Per me, amante dei luoghi sporchi, delle vite difficili e oppresse da regimi assurdi, è oltremodo intrigante.
Figlio del suo tempo, dicevo all’inizio, parla del nostro presente di idiotismi e fondamentalismi, di debolezza culturale, di pervicacia e opportunismo, di uomini che si rassegnano a poteri immensi e che si fanno piccoli dall’egoismo che si portano sulle spalle: non ci sono eroi come siamo abituati a odiare, in questo affresco, ma piccole vite.
Lo stile varia da racconto a racconto, risultando, nonostante la collaborazione di due autori, omogeneo.
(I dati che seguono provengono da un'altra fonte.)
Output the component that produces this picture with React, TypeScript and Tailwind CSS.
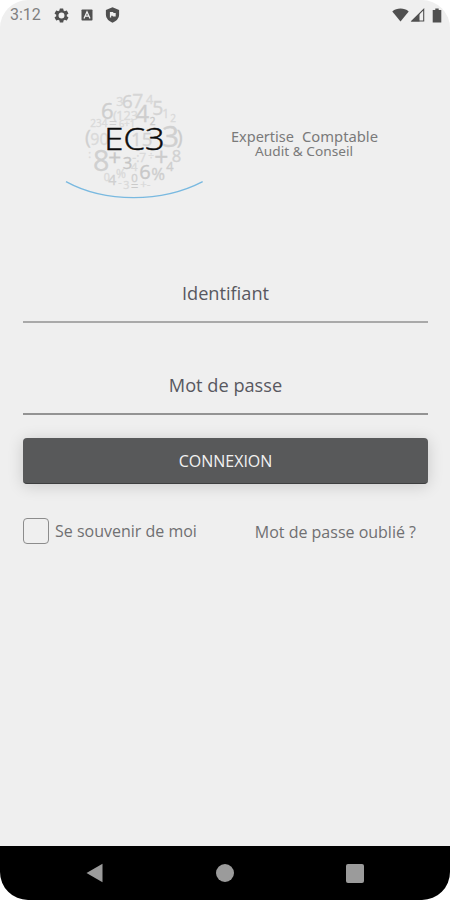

E, nonostante l’io narrante vari al variare del ritmo – c’è addirittura un racconto narrato in seconda persona singolare, un uomo che risponde a un intervistatore – comune è il taglio videogiornalistico: si ha netta la sensazione di tante videocamere puntate negli occhi dell’osservatore che, di volta in volta, preme il grilletto, osserva nemici deformi arrivare da lontano, armati di machete, manda ragazzini al patibolo perché hanno commesso peccati contro l’unico, vero Dio (e il Suo Profeta), decide per la vita della sua famiglia contro quella di migliaia di persone.
Umanità, per l’appunto.
E nonostante Cielo e Ferro sussurri al nostro orecchio e ai nostri occhi un presente, per quanto proiettato nel futuro, fosco e stupido, in qualche modo ossessionato da irrazionalità e idealismo, la raccolta ci regala immagini forti, efficaci, maestose: la diga che separa l’Atlantico dal Mediterraneo, che protegge il Mare Nostrum dall’innalzamento delle acque; il già citato cratere di Mogadiscio, i figli deformi dei Bombardamenti, una specie para-umana; la stessa idea di un Fondamentalismo Unito che abbia raggruppato, in qualche modo e in un determinato momento storico, tutte le religioni monoteiste, generando un Moloch inarrestabile.
Essendo un amante delle apocalissi, ho apprezzato più che i personaggi, in qualche caso stereotipati, invero la visione d’insieme, nonché l’ultimo racconto in particolare, intitolato Meno di Tre, che sussurra di un superstite a un disastro, e sono rimasto piacevolmente colpito da quel (continua) scritto alla fine. Che promette una nuova immersione in questa realtà e rafforza l’idea di messaggio che viaggia su più media.
Probabilmente avrei voluto leggere più orrori, non soltanto evocati, ma descritti nei dettagli. E magari ragioni di odio puro, e non solo menti obnubilate di fanatici in pace con se stessi, ché Dio lo vuole.
Ma, come detto, la forza d’attrazione è il dipinto d’insieme e le sue sfumature insalubri.